Instructions to follow:
Count how many lines hold the string "React". Give that number alone.

---*---

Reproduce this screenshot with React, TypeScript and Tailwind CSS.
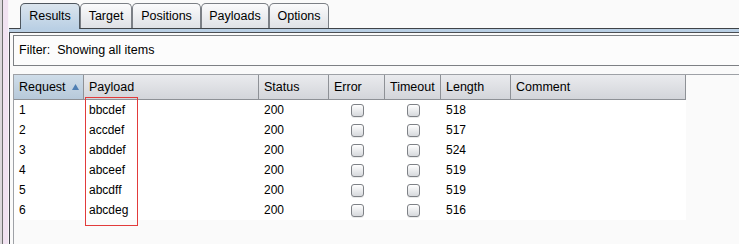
import React from "react";

const tabs = [
  { label: "Results", w: "w-[60px]", active: true },
  { label: "Target", w: "w-[52px]", active: false },
  { label: "Positions", w: "w-[69px]", active: false },
  { label: "Payloads", w: "w-[68px]", active: false },
  { label: "Options", w: "w-[60px]", active: false },
];

const columns = [
  { label: "Request", w: "w-[70px]" },
  { label: "Payload", w: "w-[175px]" },
  { label: "Status", w: "w-[70px]" },
  { label: "Error", w: "w-[56px]" },
  { label: "Timeout", w: "w-[56px]" },
  { label: "Length", w: "w-[70px]" },
  { label: "Comment", w: "w-[175px]" },
];

const rows = [
  { id: 1, payload: "bbcdef", status: 200, length: 518 },
  { id: 2, payload: "accdef", status: 200, length: 517 },
  { id: 3, payload: "abddef", status: 200, length: 524 },
  { id: 4, payload: "abceef", status: 200, length: 519 },
  { id: 5, payload: "abcdff", status: 200, length: 519 },
  { id: 6, payload: "abcdeg", status: 200, length: 516 },
];

function Checkbox() {
  return (
    <span className="block h-[13px] w-[13px] rounded-[3px] border border-[#7e8186] bg-gradient-to-b from-[#ffffff] to-[#d6d8dc] shadow-[0_1px_0_rgba(0,0,0,0.08)]" />
  );
}

function SortArrow() {
  return (
    <svg width="7" height="6" viewBox="0 0 7 6" className="ml-[6px]">
      <path d="M3.5 0 L7 6 L0 6 Z" fill="#4f7fb3" />
    </svg>
  );
}

export default function App() {
  return (
    <div className="flex h-[244px] w-[739px] overflow-hidden bg-[#fafafa] font-['Liberation_Sans',Arial,sans-serif] text-[12px] text-black">
      {/* left edge of the neighbouring pane */}
      <div className="flex w-[9px] shrink-0">
        <div className="w-[2px] bg-[#dcd8dc]" />
        <div className="w-px bg-[#6e6e6e]" />
        <div className="w-[5px] bg-[#f1e2f1]" />
        <div className="w-px bg-[#faf5fa]" />
      </div>

      <div className="flex min-w-0 flex-1 flex-col">
        {/* tab strip */}
        <div className="flex h-[29px] shrink-0 items-end border-b border-[#3f4347] pl-[11px] pt-[3px]">
          {tabs.map((tab) =>
            tab.active ? (
              <div
                key={tab.label}
                className={`relative z-10 -mb-px flex h-[26px] ${tab.w} items-center justify-center rounded-t-[5px] border border-b-0 border-[#4e565e] bg-gradient-to-b from-[#dbe5ee] to-[#b9cfe4] pb-px text-[12.5px]`}
              >
                {tab.label}
              </div>
            ) : (
              <div
                key={tab.label}
                className={`flex h-[25px] ${tab.w} items-center justify-center rounded-t-[5px] border border-b-0 border-[#7b7f85] bg-gradient-to-b from-[#fbfbfc] to-[#dfe1e5] text-[12.5px]`}
              >
                {tab.label}
              </div>
            )
          )}
        </div>
        <div className="h-[3px] shrink-0 bg-[#b9cfe4]" />
        <div className="h-px shrink-0 bg-[#4a4e53]" />

        {/* tab content */}
        <div className="flex flex-1 flex-col border-l border-[#44484c] pl-[3px] pt-[2px]">
          <div className="flex h-[31px] shrink-0 items-center whitespace-pre border border-r-0 border-[#7d8084] bg-[#fcfcfc] pl-[5px] text-[12.5px]">
            Filter:  Showing all items
          </div>

          <div className="relative mt-[8px] flex-1 border-l border-t border-[#9ea1a6]">
            {/* header */}
            <div className="flex h-[25px]">
              {columns.map((col, i) => (
                <div
                  key={col.label}
                  className={`flex ${col.w} items-center border-b border-r border-[#8e9196] pl-[5px] text-[12.5px] ${
                    i === 0
                      ? "bg-gradient-to-b from-[#cfdde9] to-[#b7c9da]"
                      : "bg-gradient-to-b from-[#eaebee] to-[#d3d5da]"
                  }`}
                >
                  {col.label}
                  {i === 0 && <SortArrow />}
                </div>
              ))}
            </div>

            {/* rows */}
            <div className="w-[672px] bg-white">
              {rows.map((row) => (
                <div key={row.id} className="flex h-[20px] items-center">
                  <div className="w-[70px] pl-[5px]">{row.id}</div>
                  <div className="w-[175px] pl-[5px]">{row.payload}</div>
                  <div className="w-[70px] pl-[5px]">{row.status}</div>
                  <div className="flex w-[56px] justify-center">
                    <Checkbox />
                  </div>
                  <div className="flex w-[56px] justify-center">
                    <Checkbox />
                  </div>
                  <div className="w-[70px] pl-[5px]">{row.length}</div>
                  <div className="w-[175px]" />
                </div>
              ))}
            </div>

            {/* red highlight around the payload column */}
            <div className="pointer-events-none absolute left-[71px] top-[22px] h-[129px] w-[53px] border border-[#e23b3b]" />
          </div>
        </div>
      </div>
    </div>
  );
}
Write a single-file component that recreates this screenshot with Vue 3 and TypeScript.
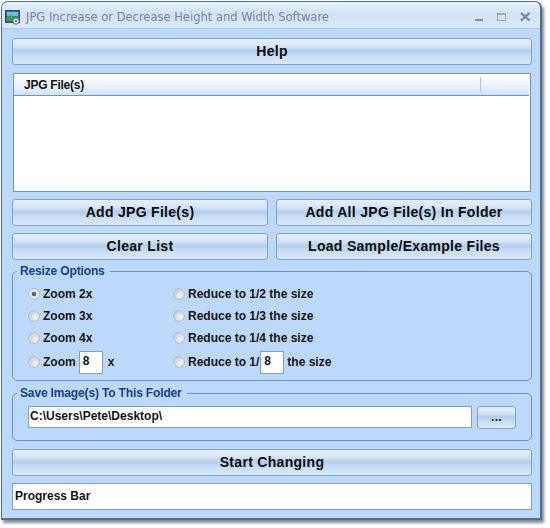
<script setup lang="ts">
const zoomOptions = ['Zoom 2x', 'Zoom 3x', 'Zoom 4x']
const reduceOptions = ['Reduce to 1/2 the size', 'Reduce to 1/3 the size', 'Reduce to 1/4 the size']
</script>

<template>
  <div class="stage">
    <div class="window">
      <header class="titlebar">
        <svg class="app-icon" width="16" height="16" viewBox="0 0 16 16">
          <rect x="0.5" y="1.5" width="14" height="12" fill="#2f6f96" stroke="#33495c" />
          <rect x="2" y="3" width="11" height="4" fill="#6cc0e8" />
          <path d="M2 8l4-2 4 2 3-1v5H2z" fill="#3f9a4e" />
          <circle cx="11" cy="12" r="3.2" fill="#dfe6ea" stroke="#55666f" />
          <circle cx="11" cy="12" r="1" fill="#55666f" />
        </svg>
        <span class="title">JPG Increase or Decrease Height and Width Software</span>
        <div class="controls">
          <svg width="10" height="10" viewBox="0 0 10 10"><rect x="1" y="7" width="8" height="2" fill="#7f8ea3" /></svg>
          <svg width="10" height="10" viewBox="0 0 10 10"><rect x="0.5" y="1.5" width="8" height="7" fill="#d5e2f2" stroke="#9aabc0" /><rect x="0" y="1" width="9" height="2" fill="#9aabc0" /></svg>
          <svg width="11" height="10" viewBox="0 0 11 10"><path d="M1 1l8.5 7.5M9.5 1L1 8.5" stroke="#71839a" stroke-width="2.2" fill="none" /></svg>
        </div>
      </header>

      <main class="body">
        <button class="btn help">Help</button>

        <section class="list">
          <div class="list-head">
            <span class="col-main">JPG File(s)</span>
            <span class="col-rest"></span>
          </div>
        </section>

        <div class="btn-row">
          <button class="btn">Add JPG File(s)</button>
          <button class="btn">Add All JPG File(s) In Folder</button>
        </div>
        <div class="btn-row">
          <button class="btn">Clear List</button>
          <button class="btn">Load Sample/Example Files</button>
        </div>

        <fieldset class="group resize">
          <legend>Resize Options</legend>
          <div class="options">
            <div class="opt-col left">
              <label v-for="(z, i) in zoomOptions" :key="z" class="opt">
                <span class="radio" :class="{ on: i === 0 }"></span>{{ z }}
              </label>
              <label class="opt last">
                <span class="radio"></span>Zoom<span class="num">8</span>x
              </label>
            </div>
            <div class="opt-col">
              <label v-for="r in reduceOptions" :key="r" class="opt">
                <span class="radio"></span>{{ r }}
              </label>
              <label class="opt last">
                <span class="radio"></span>Reduce to 1/<span class="num tight">8</span>the size
              </label>
            </div>
          </div>
        </fieldset>

        <fieldset class="group save">
          <legend>Save Image(s) To This Folder</legend>
          <div class="save-row">
            <div class="path">C:\Users\Pete\Desktop\</div>
            <button class="btn browse">...</button>
          </div>
        </fieldset>

        <button class="btn start">Start Changing</button>
        <div class="progress">Progress Bar</div>
      </main>
    </div>
  </div>
</template>

<style>
html, body { margin: 0; background: #ffffff; }
</style>

<style scoped>
.stage {
  width: 550px;
  height: 528px;
  padding: 1px 0 0 1px;
  box-sizing: border-box;
  font-family: "Liberation Sans", Arial, sans-serif;
}
.window {
  width: 541px;
  height: 519px;
  box-sizing: border-box;
  border: 1px solid #4f6f8f;
  border-bottom-width: 2px;
  border-right-width: 2px;
  border-radius: 7px 7px 0 0;
  background: #bcd9fb;
  box-shadow: 2px 3px 3px rgba(60, 60, 60, 0.6);
  display: flex;
  flex-direction: column;
  overflow: hidden;
}
.titlebar {
  height: 27px;
  flex: none;
  display: flex;
  align-items: center;
  padding: 3px 9px 0 3px;
  box-sizing: border-box;
  background: linear-gradient(#e9f2fc, #d2e2f6 45%, #d9e8fa);
  border-bottom: 1px solid #a9c8ec;
}
.app-icon { flex: none; margin-right: 5px; }
.title {
  font-family: "DejaVu Sans", sans-serif;
  font-size: 11.5px;
  color: #76869a;
  white-space: nowrap;
}
.controls {
  margin-left: auto;
  display: flex;
  align-items: center;
  gap: 13px;
}
.body {
  flex: 1;
  margin: 0 2px;
  padding: 9px 6px 0 8px;
  display: flex;
  flex-direction: column;
}
.btn {
  display: block;
  box-sizing: border-box;
  margin: 0;
  padding: 0 0 2px;
  width: 100%;
  border: 1px solid #7ea3cb;
  border-radius: 3px;
  background: linear-gradient(#e8f2fe 0%, #d3e4f9 30%, #b4cde9 48%, #c5dbf5 65%, #dbeafd 100%);
  font-family: "Liberation Sans", Arial, sans-serif;
  font-weight: 700;
  font-size: 14px;
  letter-spacing: 0.3px;
  color: #0a0a0a;
}
.help { height: 27px; flex: none; }
.list {
  height: 119px;
  flex: none;
  margin: 8px 1px 0;
  box-sizing: border-box;
  border: 1px solid #6f93b8;
  background: #fff;
}
.list-head {
  height: 21px;
  display: flex;
  border-bottom: 1px solid #6c95bd;
  margin-right: 1px;
  background: linear-gradient(#ffffff, #f3f8fe 40%, #cfe2f8);
  font-size: 12px;
  font-weight: 700;
  letter-spacing: -0.25px;
  color: #111;
}
.col-main { flex: 1; padding-left: 10px; border-right: 1px solid #a9c8e8; margin: 3px 0; line-height: 16px; }
.col-rest { width: 48px; }
.btn-row { display: flex; gap: 8px; flex: none; margin-top: 7px; }
.btn-row .btn { flex: 1; height: 27px; }
.group {
  margin: 0;
  padding: 0;
  min-width: 0;
  box-sizing: border-box;
  border: 1px solid #6f93bd;
  border-radius: 5px;
  flex: none;
}
.group legend {
  margin-left: 4px;
  padding: 0 5px 0 3px;
  font-size: 12px;
  font-weight: 700;
  letter-spacing: -0.15px;
  line-height: 14px;
  color: #17437f;
}
.resize { margin-top: 4px; height: 117px; }
.options { display: flex; padding: 5px 0 0 15px; }
.opt-col { display: flex; flex-direction: column; }
.opt-col.left { width: 145px; }
.opt {
  display: flex;
  align-items: center;
  height: 22px;
  font-size: 12px;
  font-weight: 700;
  color: #141414;
  white-space: nowrap;
}
.opt.last { height: 26px; }
.radio {
  flex: none;
  width: 12px;
  height: 12px;
  margin-right: 3px;
  box-sizing: border-box;
  border: 1px solid #b7bfc9;
  border-radius: 50%;
  background: radial-gradient(circle at 65% 65%, #f2f4f6, #c6cbd1 80%);
}
.radio.on { background: radial-gradient(circle, #56678a 0 2px, #dfe3e8 2.5px); }
.num {
  box-sizing: border-box;
  width: 24px;
  height: 23px;
  margin: 0 5px 0 3px;
  padding: 2px 0 0 3px;
  background: #fff;
  border: 1px solid #7f9fc4;
  font-size: 12px;
  line-height: 14px;
}
.num.tight { margin: 0 3px 0 1px; }
.save { margin-top: 5px; height: 55px; }
.save-row { display: flex; align-items: flex-start; padding: 6px 15px 0 15px; gap: 5px; }
.path {
  flex: 1;
  box-sizing: border-box;
  height: 22px;
  background: #fff;
  border: 1px solid #7f9fc4;
  padding-left: 1px;
  font-size: 12px;
  font-weight: 700;
  line-height: 19px;
  color: #141414;
}
.browse { width: 39px; flex: none; height: 23px; font-size: 12px; }
.start { height: 27px; flex: none; margin-top: 8px; }
.progress {
  margin-top: 7px;
  height: 27px;
  flex: none;
  box-sizing: border-box;
  background: #fff;
  border: 1px solid #7f9fc4;
  padding-left: 2px;
  font-size: 12px;
  font-weight: 700;
  line-height: 25px;
  color: #141414;
}
</style>
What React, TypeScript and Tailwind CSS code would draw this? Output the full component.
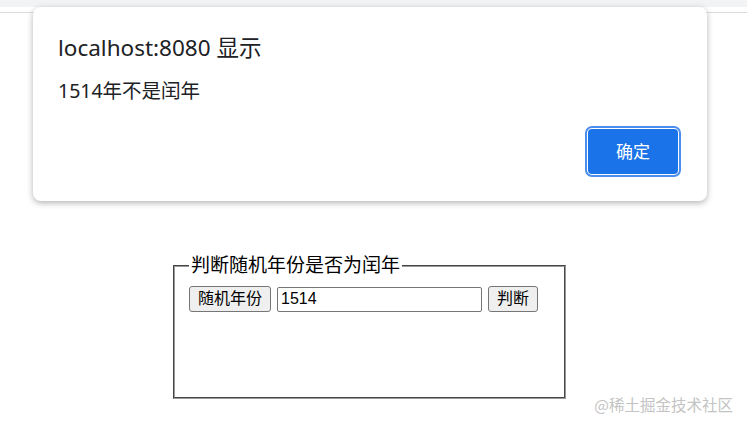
import React from "react";

export default function App() {
  return (
    <div className="relative w-[747px] h-[428px] bg-white overflow-hidden">
      <div className="h-[7px] bg-[#f1f3f4]" />
      <div className="h-[5px] bg-white" />
      <div className="h-[1px] bg-[#dadce0]" />

      <div className="ml-[173px] mt-[242px] w-[393px]">
        <fieldset className="border-2 border-[#9a9a9a] h-[144px] px-[14px] pt-[9px]" style={{ borderStyle: "groove" }}>
          <legend className="px-[2px] text-[19px] leading-[22px] text-black font-['Liberation_Sans','Noto_Sans_CJK_SC',sans-serif]">
            判断随机年份是否为闰年
          </legend>
          <div className="flex items-center gap-[6px] font-['Liberation_Sans','Noto_Sans_CJK_SC',sans-serif]">
            <button className="h-[26px] px-[8px] bg-[#efefef] border border-[#767676] rounded-[3px] text-[16px] leading-none text-black">
              随机年份
            </button>
            <input
              readOnly
              value="1514"
              className="w-[205px] h-[25px] border border-[#767676] rounded-[2px] px-[3px] text-[16px] text-black outline-none"
            />
            <button className="h-[26px] px-[8px] bg-[#efefef] border border-[#767676] rounded-[3px] text-[16px] leading-none text-black">
              判断
            </button>
          </div>
        </fieldset>
      </div>

      <div className="absolute right-[14px] bottom-[12px] text-[15.5px] text-[#c4c4c4] font-['Noto_Sans_CJK_SC',sans-serif]">
        @稀土掘金技术社区
      </div>

      <div className="absolute left-[33px] top-[7px] w-[674px] h-[194px] bg-white rounded-[8px] shadow-[0_2px_6px_rgba(0,0,0,0.3)] font-['Noto_Sans','Noto_Sans_CJK_SC',sans-serif]">
        <div className="pl-[25px] pt-[26px] text-[22.5px] leading-[30px] text-[#202124]">localhost:8080 显示</div>
        <div className="pl-[25px] pt-[15px] text-[19.5px] leading-[26px] text-[#202124]">1514年不是闰年</div>
        <div className="flex justify-end pr-[26px] pt-[22px]">
          <div className="rounded-[7px] border-2 border-[#4c8ef0] p-[1px] bg-white">
            <button className="w-[90px] h-[45px] rounded-[4px] bg-[#1a73e8] text-white text-[17px]">确定</button>
          </div>
        </div>
      </div>
    </div>
  );
}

---*---

Exercise response:
4